While world government was desired by many progressive, left-leaning thinkers, such as H. G. Wells (who Otlet read), during the inter-war period, Otlet’s own plans often seemed detached from mundane realities, which left leaders and politicians unconvinced and doomed Otlet to constant frustration and ultimate failure. When Henry James dismisses the scheme Otlet concocted with a Norwegian-American architect to construct an immense “World City”, you can’t help feeling he has put his finger on the problem: “The World is a prodigious & portentous & immeasurable affair… so far vaster in complexity than you or me”.
Wright overlooks the real heritage of these ideas of Otlet’s. They veered into mystical notions of transcendence of the human spirit, influenced by Theosophy, and Otlet seems to have imagined that learning could be transmitted not by careful study of documents but by a kind of symbolic visual language condensed into posters and displays.
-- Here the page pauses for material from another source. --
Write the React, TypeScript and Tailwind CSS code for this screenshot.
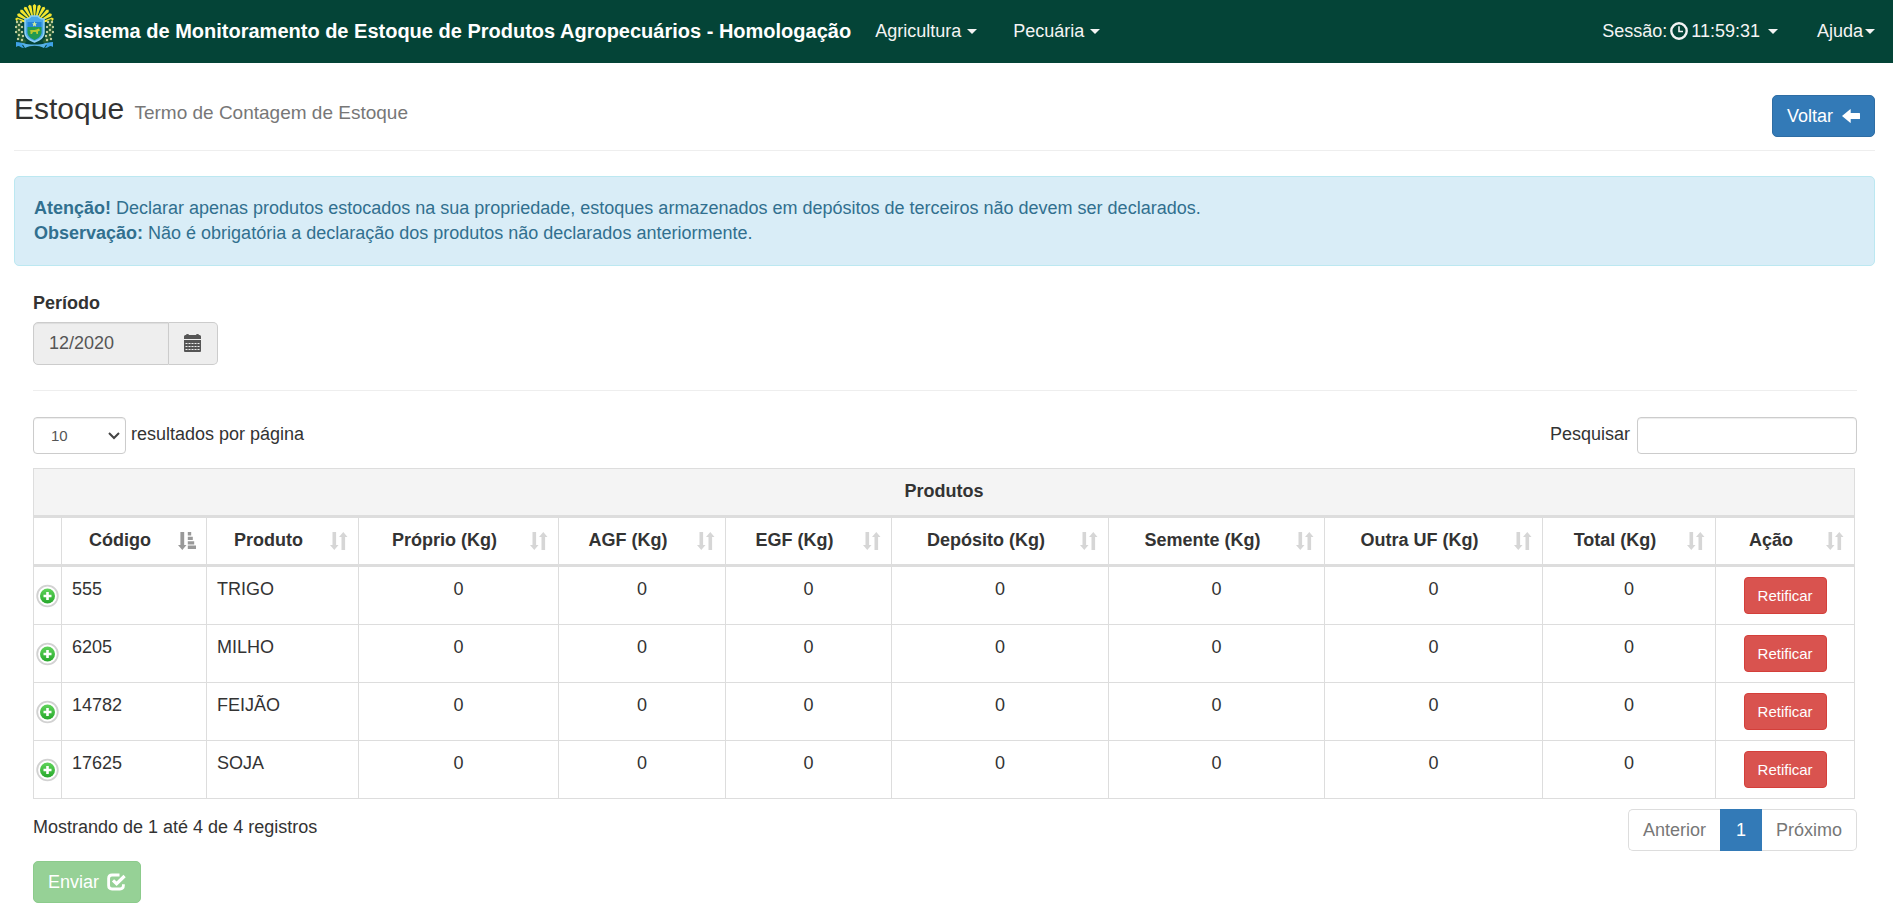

The complex of buildings called the Mundaneum that he planned with the architect Le Corbusier was full of sacred symbolism, as much a temple as a library/university/museum. Here Otlet’s predecessor is not Gesner but the Italian philosopher Tommaso Campanella, who in 1602 described a utopian “City of the Sun” in which knowledge was imbibed by the citizens from great, complex paintings on the city walls. This aspect of Otlet’s dreams makes them as much backward-looking to Neoplatonism and Gnosticism as they are forward-looking to the information age and the internet.
But the future was there too, for example in Otlet’s advocacy of the miniaturization of documents (on microfilm) and his plans for automatic systems that could locate information like steampunk search engines. He considered that his vast collection of information at the proposed Mundaneum (the real structure never actually amounted to more than a corner of the Palais Mondial, from which he was rudely ejected in 1924 by the Belgian government) might be broadcast to users worldwide by radio, and stored in a kind of personal workstation called a Mondotheque, equipped with microfilm reader, telephone, television and record player.
All this can be correlated with the software and hardware of today. But Wright recognizes that the comparison only goes so far. In particular, Otlet’s vision was consistent with the social climate of his day: centralized, highly managed and hierarchical, quite unlike the distributed, self-organized peer-to-peer networks concocted by anti-establishment computer wizards in the 1960s and 70s. And while our ability now to access an online scan of Newton’s Principia would have delighted Otlet, the fact that so much more of our network traffic involves cute cats and pornography would have devastated him.
The poor man was devastated enough. After losing government support in 1934, Otlet managed to cling to a corner of the Palais Mondial until much of his collection was destroyed by the Nazis in 1940. He salvaged a little, and it mouldered for two decades in various buildings in Brussels. What remains now sits securely but modestly in the Mundaneum in Mons – not a grand monument but a former garage. But there is another Mundaneum in Brussels: a conference room given that name in Google’s European bureau. It is a fitting tribute, and Wright has offered another.